At what level should this be done?
I can see value in having the default action for a jar file set to run it. The average end user probably won't know what to do with the extracted files. And the power user who does want to extract files (or view the archive) can manually choose their action. Of course this assumes that the jar files are configured so that they are executable. The other issue depends on what level you log in as when you configure the mime type. As an end user, KDE will save your modified action in a local configuration file - it won't affect anyone else. I just looked at the mime configuration panel as root, and it looks different to the configuration panel I saw as an end user, so I assume it is working on the master file. Regards, Andrew
Joined: Jan 12, 2001
Well ...... It is difficult to understand what you guys are talking about cos i have not really explored Linux . I have a java application which is jared and should run on Linux . My question is whether it will run in the same way as on windows or would i have a to make some more effort for it to run on Linux.
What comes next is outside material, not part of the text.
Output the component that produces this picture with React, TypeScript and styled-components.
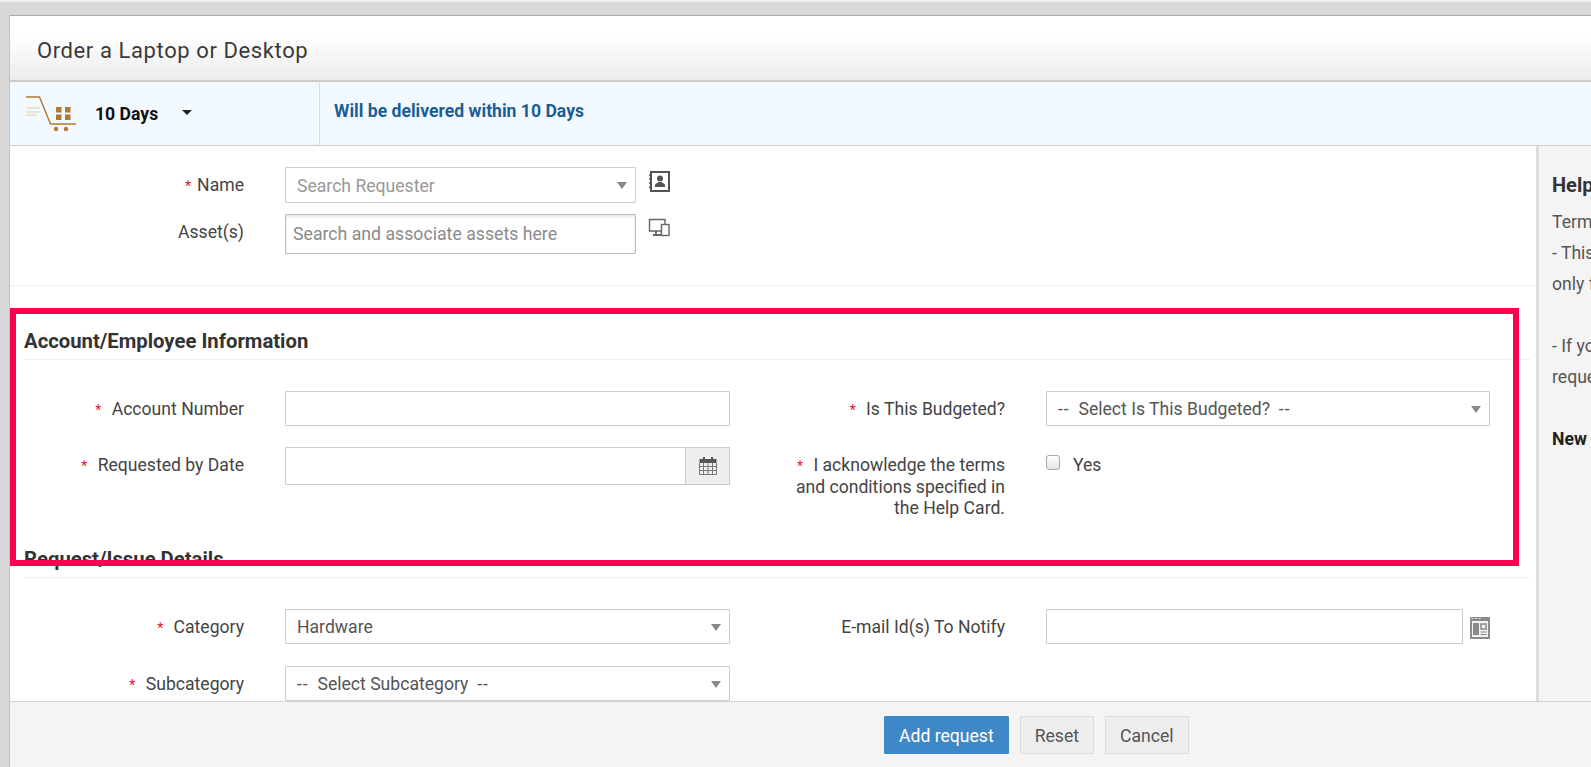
import React from 'react';
import styled, { createGlobalStyle } from 'styled-components';

const GlobalStyle = createGlobalStyle`
  html, body {
    margin: 0;
    padding: 0;
    height: 100%;
    overflow: hidden;
  }
  body {
    font-family: 'Roboto', 'Liberation Sans', sans-serif;
    color: #444;
  }
  * {
    box-sizing: border-box;
  }
`;

const Page = styled.div`
  position: relative;
  width: 1591px;
  height: 767px;
  overflow: hidden;
  background: #d8d8d8;
  border-top: 2px solid #eee;
  padding: 13px 0 0 9px;
`;

const Modal = styled.div`
  display: flex;
  flex-direction: column;
  width: 1640px;
  height: 752px;
  background: #fff;
  border-top: 1px solid #aaa;
  border-left: 1px solid #c4c4c4;
`;

const Header = styled.header`
  flex: none;
  display: flex;
  align-items: center;
  height: 66px;
  padding: 4px 0 0 27px;
  background: linear-gradient(#fff 30%, #ececec);
  border-bottom: 2px solid #ccc;
`;

const Title = styled.h1`
  margin: 0;
  font-size: 22px;
  font-weight: 400;
  letter-spacing: 0.6px;
  color: #3a3a3a;
`;

const SlaBar = styled.div`
  flex: none;
  display: flex;
  height: 64px;
  background: #f3faff;
  border-bottom: 1px solid #ccc;
`;

const SlaPicker = styled.div`
  display: flex;
  align-items: center;
  width: 310px;
  padding: 0 0 0 15px;
  border-right: 1px solid #d8dde0;
`;

const SlaValue = styled.span`
  margin-left: 18px;
  font-size: 17.6px;
  font-weight: 700;
  color: #111;
`;

const Caret = styled.span`
  margin: 0 0 2px 24px;
  border-top: 5px solid #222;
  border-left: 5.5px solid transparent;
  border-right: 5.5px solid transparent;
`;

const SlaText = styled.div`
  padding: 0 0 5px 14px;
  align-self: center;
  font-size: 17.6px;
  font-weight: 700;
  color: #1b5e96;
`;

const Body = styled.div`
  flex: none;
  display: flex;
  height: 555px;
  overflow: hidden;
`;

const FormColumn = styled.div`
  flex: none;
  width: 1526px;
  height: 555px;
  overflow: hidden;
`;

const TopForm = styled.div`
  height: 140px;
  padding: 21px 0 0 0;
  border-bottom: 1px solid #eee;
`;

const TopRow = styled.div<{ $height: number; $gap?: number }>`
  display: flex;
  height: ${p => p.$height}px;
  margin-bottom: ${p => p.$gap ?? 0}px;
`;

const Label = styled.label`
  flex: none;
  width: 275px;
  padding: 8px 41px 0 0;
  font-size: 17.6px;
  line-height: 21px;
  text-align: right;
  color: #444;
`;

const Star = styled.span`
  margin-right: 6px;
  font-size: 14px;
  color: #f01030;
`;

const TextField = styled.div<{ $shadow?: boolean }>`
  flex: 1;
  min-width: 0;
  height: 100%;
  display: flex;
  align-items: center;
  padding: 0 0 1px 7px;
  background: #fff;
  border: 1px solid #ccc;
  border-radius: 1px;
  font-size: 17.7px;
  color: #8a8a8a;
  ${p => p.$shadow && 'border-color: #bbb; box-shadow: inset 0 2px 3px rgba(0, 0, 0, 0.1);'}
`;

const SelectBox = styled.div<{ $muted?: boolean }>`
  position: relative;
  flex: 1;
  height: 100%;
  display: flex;
  align-items: center;
  padding: 1px 0 0 11px;
  background: #fff;
  border: 1px solid #ccc;
  border-radius: 1px;
  font-size: 17.6px;
  white-space: pre;
  color: ${p => (p.$muted ? '#999' : '#555')};

  &::after {
    content: '';
    position: absolute;
    right: 8px;
    top: 14px;
    border-top: 7px solid #888;
    border-left: 5px solid transparent;
    border-right: 5px solid transparent;
  }
`;

const Dash = styled.span`
  letter-spacing: 1px;
`;

const FieldWithIcon = styled.div<{ $gap: number; $width?: string }>`
  flex: none;
  width: ${p => p.$width ?? '385px'};
  display: flex;
  align-items: flex-start;
  height: 100%;
  gap: ${p => p.$gap}px;
`;

const FieldInner = styled.div`
  flex: 1;
  height: 100%;
  display: flex;
`;

const IconSlot = styled.span<{ $top: number }>`
  flex: none;
  display: flex;
  padding-top: ${p => p.$top}px;
`;

const Section = styled.section`
  padding: 0 6px 0 14px;
`;

const SectionTitle = styled.h2<{ $top: number }>`
  margin: ${p => p.$top}px 0 0;
  height: 30px;
  font-size: 20.3px;
  line-height: 22px;
  font-weight: 700;
  color: #333;
  border-bottom: 1px solid #eee;
`;

const FieldGrid = styled.div<{ $top: number; $rowGap: number }>`
  display: grid;
  grid-template-columns: 261px 445px 316px 444px;
  row-gap: ${p => p.$rowGap}px;
  margin-top: ${p => p.$top}px;
`;

const Cell = styled.div<{ $height: number }>`
  display: flex;
  height: ${p => p.$height}px;
`;

const GridLabel = styled(Label)`
  width: 100%;
`;

const CalendarAddon = styled.span`
  flex: none;
  width: 45px;
  display: flex;
  align-items: center;
  justify-content: center;
  background: #eee;
  border: 1px solid #ccc;
  margin-left: -1px;
`;

const CheckRow = styled.div`
  display: flex;
  align-items: flex-start;
  gap: 13px;
  font-size: 17.6px;
  line-height: 21px;
  padding-top: 8px;
  color: #444;
`;

const CheckBox = styled.span`
  width: 14px;
  height: 15px;
  background: linear-gradient(#fff, #e4e4e4);
  border: 1px solid #a8a8a8;
  border-radius: 3px;
`;

const HelpPanel = styled.aside`
  flex: none;
  width: 114px;
  height: 555px;
  padding: 28px 0 0 13px;
  background: #f4f4f4;
  border-left: 3px solid #ddd;
  font-size: 17.6px;
  line-height: 31px;
  color: #555;
  white-space: nowrap;
  overflow: hidden;
`;

const HelpTitle = styled.div`
  height: 33px;
  font-size: 20px;
  line-height: 22px;
  font-weight: 700;
  color: #333;
`;

const HelpLine = styled.div`
  height: 31px;
`;

const HelpStrong = styled.div`
  margin-top: 31px;
  font-weight: 700;
  color: #222;
`;

const Footer = styled.footer`
  flex: 1;
  display: flex;
  gap: 11px;
  padding: 14px 0 0 874px;
  background: #f4f4f4;
  border-top: 1px solid #d4d4d4;
`;

const Button = styled.button<{ $primary?: boolean }>`
  height: 38px;
  padding: 1px 14px 0;
  font-family: inherit;
  font-size: 17.6px;
  border-radius: 1px;
  color: ${p => (p.$primary ? '#fff' : '#555')};
  background: ${p => (p.$primary ? '#3f88c8' : '#eee')};
  border: 1px solid ${p => (p.$primary ? '#3f88c8' : '#ddd')};
`;

// annotation drawn over the screenshot
const Highlight = styled.div`
  position: absolute;
  left: 10px;
  top: 306px;
  width: 1509px;
  height: 258px;
  border: 6.5px solid #ff0050;
  pointer-events: none;
`;

const CartIcon = () => (
  <svg width="52" height="40" viewBox="0 0 52 40" fill="none">
    <path d="M1 3h13.500L25.500 30H51" stroke="#b07a30" strokeWidth="1.400" />
    <path d="M1 14h14M1 18h14M1 21h11" stroke="#dcc9a8" strokeWidth="1.100" />
    <rect x="31" y="13" width="5.500" height="5.500" fill="#b07a30" />
    <rect x="40" y="13" width="5.500" height="5.500" fill="#b07a30" />
    <rect x="31" y="20.500" width="5.500" height="5.500" fill="#b07a30" />
    <rect x="40" y="20.500" width="5.500" height="5.500" fill="#b07a30" />
    <circle cx="31" cy="35" r="2.200" fill="#b07a30" />
    <circle cx="41" cy="35" r="2.200" fill="#b07a30" />
  </svg>
);

const ContactIcon = () => (
  <svg width="22" height="21" viewBox="0 0 22 21" fill="none">
    <rect x="3" y="1" width="18" height="19" stroke="#555" strokeWidth="2" />
    <path d="M1 4h3M1 8h3M1 12h3M1 16h3" stroke="#555" strokeWidth="1.500" />
    <circle cx="12" cy="7.500" r="3" fill="#555" />
    <path d="M7 16v-2c0-1.500 3-2 3.500-3h3c.5 1 3.500 1.500 3.500 3v2z" fill="#555" />
  </svg>
);

const DevicesIcon = () => (
  <svg width="22" height="20" viewBox="0 0 22 20" fill="none">
    <path d="M13 13H1.500V1.500H17V6" stroke="#666" strokeWidth="1.400" />
    <rect x="13.500" y="6.500" width="7.500" height="11" stroke="#666" strokeWidth="1.400" />
    <path d="M8 13v3M5 17h8" stroke="#666" strokeWidth="1.800" />
  </svg>
);

const CalendarIcon = () => (
  <svg width="18" height="18" viewBox="0 0 18 18" fill="none">
    <rect x="0.500" y="2" width="17" height="4" fill="#555" />
    <rect x="4" y="0" width="2" height="3" fill="#555" />
    <rect x="12" y="0" width="2" height="3" fill="#555" />
    <path
      d="M.5 6v11.500h17V6M.5 9.500h17M.5 13.500h17M4.500 6v11.500M9 6v11.500M13.500 6v11.500"
      stroke="#777"
      strokeWidth="1"
    />
  </svg>
);

const AddressBookIcon = () => (
  <svg width="20" height="22" viewBox="0 0 20 22" fill="none">
    <rect x="0" y="0" width="20" height="22" rx="1" fill="#8a8a8a" />
    <path d="M1.500 1.500h2M5 1.500h2M8.500 1.500h2" stroke="#ddd" strokeWidth="1" />
    <rect x="2" y="4" width="16" height="16" fill="#f2f2f2" />
    <rect x="3" y="6" width="6" height="12" fill="#8a8a8a" />
    <rect x="11" y="7" width="5" height="5" stroke="#8a8a8a" strokeWidth="1.500" />
    <path d="M10.500 15h6M10.500 17.500h6" stroke="#8a8a8a" strokeWidth="1.200" />
  </svg>
);

const App: React.FC = () => {
  return (
    <Page>
      <GlobalStyle />
      <Modal>
        <Header>
          <Title>Order a Laptop or Desktop</Title>
        </Header>
        <SlaBar>
          <SlaPicker>
            <CartIcon />
            <SlaValue>10 Days</SlaValue>
            <Caret />
          </SlaPicker>
          <SlaText>Will be delivered within 10 Days</SlaText>
        </SlaBar>
        <Body>
          <FormColumn>
            <TopForm>
              <TopRow $height={36} $gap={11}>
                <Label>
                  <Star>*</Star>Name
                </Label>
                <FieldWithIcon $gap={12}>
                  <FieldInner>
                    <SelectBox $muted>Search Requester</SelectBox>
                  </FieldInner>
                  <IconSlot $top={4}>
                    <ContactIcon />
                  </IconSlot>
                </FieldWithIcon>
              </TopRow>
              <TopRow $height={40}>
                <Label>Asset(s)</Label>
                <FieldWithIcon $gap={12}>
                  <FieldInner>
                    <TextField $shadow>Search and associate assets here</TextField>
                  </FieldInner>
                  <IconSlot $top={4}>
                    <DevicesIcon />
                  </IconSlot>
                </FieldWithIcon>
              </TopRow>
            </TopForm>

            <Section>
              <SectionTitle $top={44}>Account/Employee Information</SectionTitle>
              <FieldGrid $top={31} $rowGap={21}>
                <GridLabel>
                  <Star>*</Star> Account Number
                </GridLabel>
                <Cell $height={35}>
                  <TextField />
                </Cell>
                <GridLabel>
                  <Star>*</Star> Is This Budgeted?
                </GridLabel>
                <Cell $height={35}>
                  <SelectBox>
                    <span>
                      <Dash>--</Dash>
                      {'  Select Is This Budgeted?  '}
                      <Dash>--</Dash>
                    </span>
                  </SelectBox>
                </Cell>
                <GridLabel>
                  <Star>*</Star> Requested by Date
                </GridLabel>
                <Cell $height={38}>
                  <TextField />
                  <CalendarAddon>
                    <CalendarIcon />
                  </CalendarAddon>
                </Cell>
                <GridLabel>
                  <Star>*</Star> I acknowledge the terms
                  <br />
                  and conditions specified in
                  <br />
                  the Help Card.
                </GridLabel>
                <CheckRow>
                  <CheckBox />
                  Yes
                </CheckRow>
              </FieldGrid>

              <SectionTitle $top={29}>Request/Issue Details</SectionTitle>
              <FieldGrid $top={31} $rowGap={22}>
                <GridLabel>
                  <Star>*</Star> Category
                </GridLabel>
                <Cell $height={35}>
                  <SelectBox>Hardware</SelectBox>
                </Cell>
                <GridLabel>E-mail Id(s) To Notify</GridLabel>
                <Cell $height={35}>
                  <FieldWithIcon $gap={7} $width="100%">
                    <FieldInner>
                      <TextField />
                    </FieldInner>
                    <IconSlot $top={8}>
                      <AddressBookIcon />
                    </IconSlot>
                  </FieldWithIcon>
                </Cell>
                <GridLabel>
                  <Star>*</Star> Subcategory
                </GridLabel>
                <Cell $height={35}>
                  <SelectBox>
                    <span>
                      <Dash>--</Dash>
                      {'  Select Subcategory  '}
                      <Dash>--</Dash>
                    </span>
                  </SelectBox>
                </Cell>
              </FieldGrid>
            </Section>
          </FormColumn>

          <HelpPanel>
            <HelpTitle>Help Card</HelpTitle>
            <HelpLine>Terms and conditions</HelpLine>
            <HelpLine>- This service is</HelpLine>
            <HelpLine>only for employees</HelpLine>
            <HelpLine />
            <HelpLine>- If you have</HelpLine>
            <HelpLine>request</HelpLine>
            <HelpStrong>New Request</HelpStrong>
          </HelpPanel>
        </Body>
        <Footer>
          <Button $primary>Add request</Button>
          <Button>Reset</Button>
          <Button>Cancel</Button>
        </Footer>
      </Modal>
      <Highlight />
    </Page>
  );
};

export default App;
If yes then tell me what exactly do i have a to do . Thanks in advance
The reason why we don't make sense is that there is no "same way as on Windows". Even on Windows, how a jar will be used (executed, unjarred, ignored or other) is dependent on how the system's MIME types are set up. I even have one system that for inexplicable reasons tries to open JARs with Excel. Microsoft doesn't love Java, so they don't set ".JAR" up as a standard type with a standard action. What you get will depend on whatever third-party software might have been used to set an open action on a ".JAR" file -- assuming that any software had done so. Just because double-clicking on YOUR Windows computer causes a JAR to be executed doesn't mean that you can expect the same to happen on every other Windows computer; like I said, none of mine do and never will unless I go in and change the registry settings. Just like Windows, Linux has no standard action for JARs. It's just that Linux doesn't mess with a registry. Linux just uses MIME definitions.